My question is, how is the PlayORM @NoSqlIndexed
annotation implemented; in terms of what extra ColumnFamilies are needed / created?
Additionally, are concurrent updates supported - ie, it would not be possible with two competing updates to have the index updated from one and the table from the other?
You can do concurrent updates with no locking.
Slide 46's question of Can't I get a false positive? is the same case with PlayOrm.
The one caveat is you may need to resolve on read. Example is thus. Say you have Fred with an address of 123 in the database.
Now, two servers make an update to Fred
This means your index may have a duplicate of 456.fred and 789.fred. You can then resolve this on read as the query WILL return Fred when you ask for people with address 456. There is another ticket out for us to resolve this on reads for you ;) and eliminate the entry.
We did ask about getting a change in cassandra where we could possibly do (add column 456.fred IF column 123.fred exists or fail) but not sure if they will ever implement something like that. That would propogate a failure back to the loser(ie. last writer gets exception). It would be nice but I am not sure they will do a feature like this.
BIG NOTE: Unlike CQL, the query is NOT sent to all nodes. It only puts load on the nodes that contains the index instead of all 100 computers. ie. it can scale better this way.
MORE DETAIL: On slide 27 of that presentation your link has, it is ALMOST like that for our indexes. The format does not contain the 1, 2, 3 though.

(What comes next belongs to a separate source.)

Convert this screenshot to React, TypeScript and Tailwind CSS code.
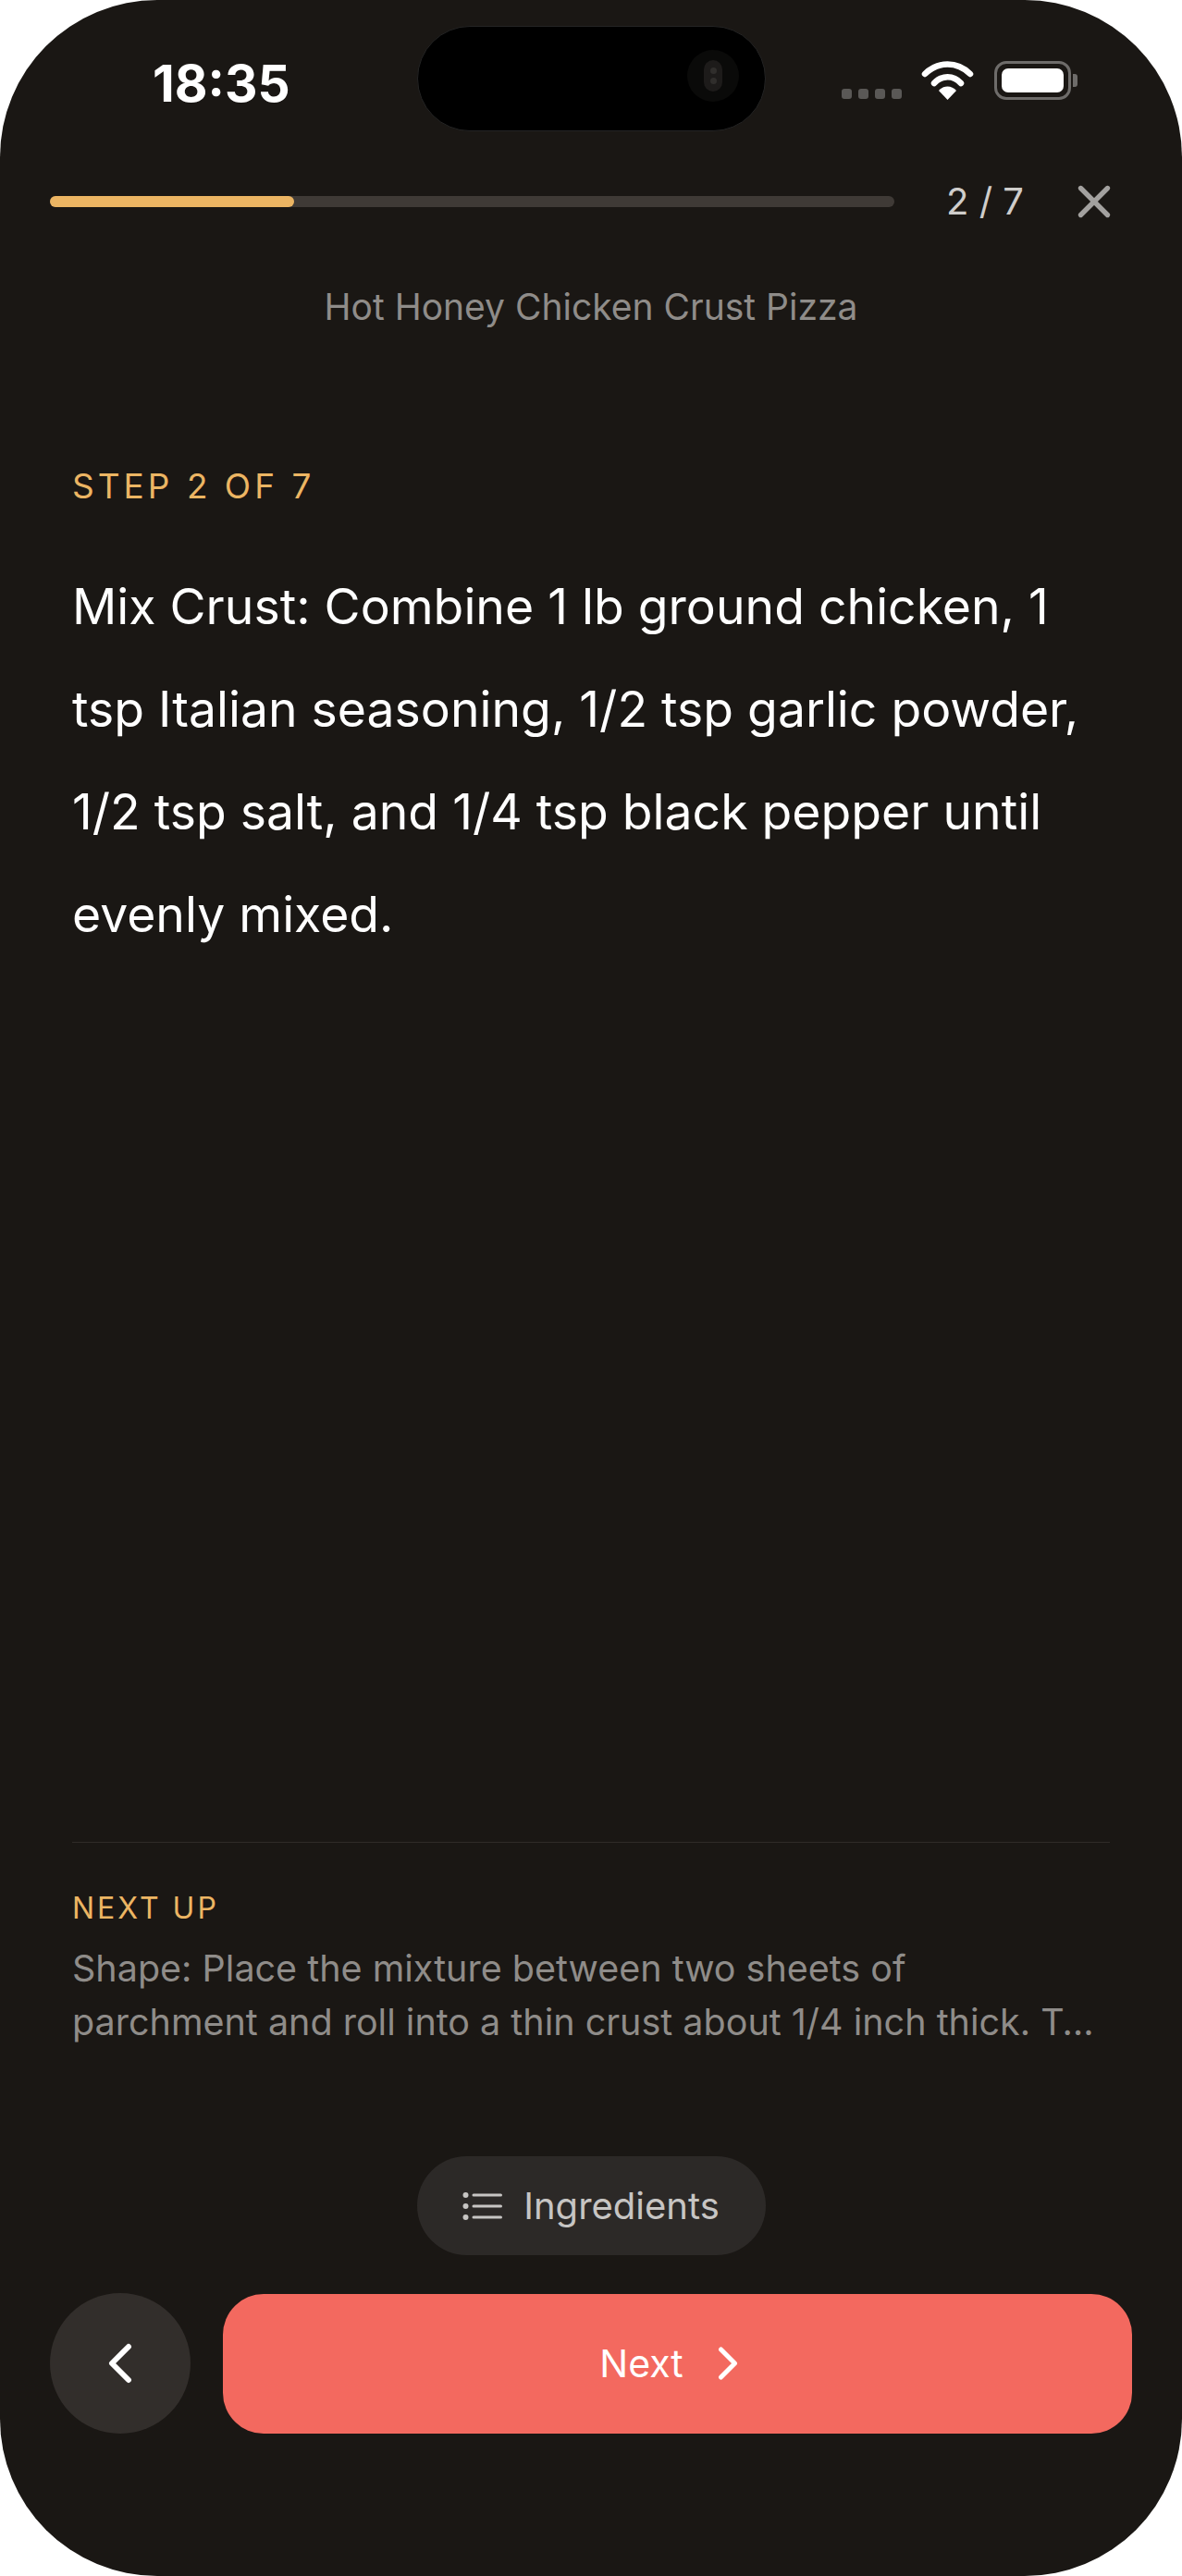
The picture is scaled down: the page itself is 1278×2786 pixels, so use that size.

The index format is
Indexes=
{"User_Keys_By_Last_Name":{
{"adams","e5d…"}: null,
{"alden","e80…"}: null,
{"anderson","e5f…"}: null,
{"anderson","e71…"}: null,
{"doe","e78…"}: null,
{"franks","e66…"}: null,
…:…,
}
}
This way, we can avoid the read to find out if we need to use a 1, 2, 3, 4, 5 for the second half of the name. Instead we use the FK which we know is unique and just have to do a write. Cassandra is all about resolving conflicts on a read anyways which is why the repair process exists. It is based on the fact that conflicts will happen a very low percentage of the time and just take a hit then at that low percentage.
LASTLY, you can just use the command line tool to view the index!!!! It batches stuff in about 200 columns each streaming back so you could have 1 million entries and the command line tool will happily just keep printing them until you ctrl-c it.
later, Dean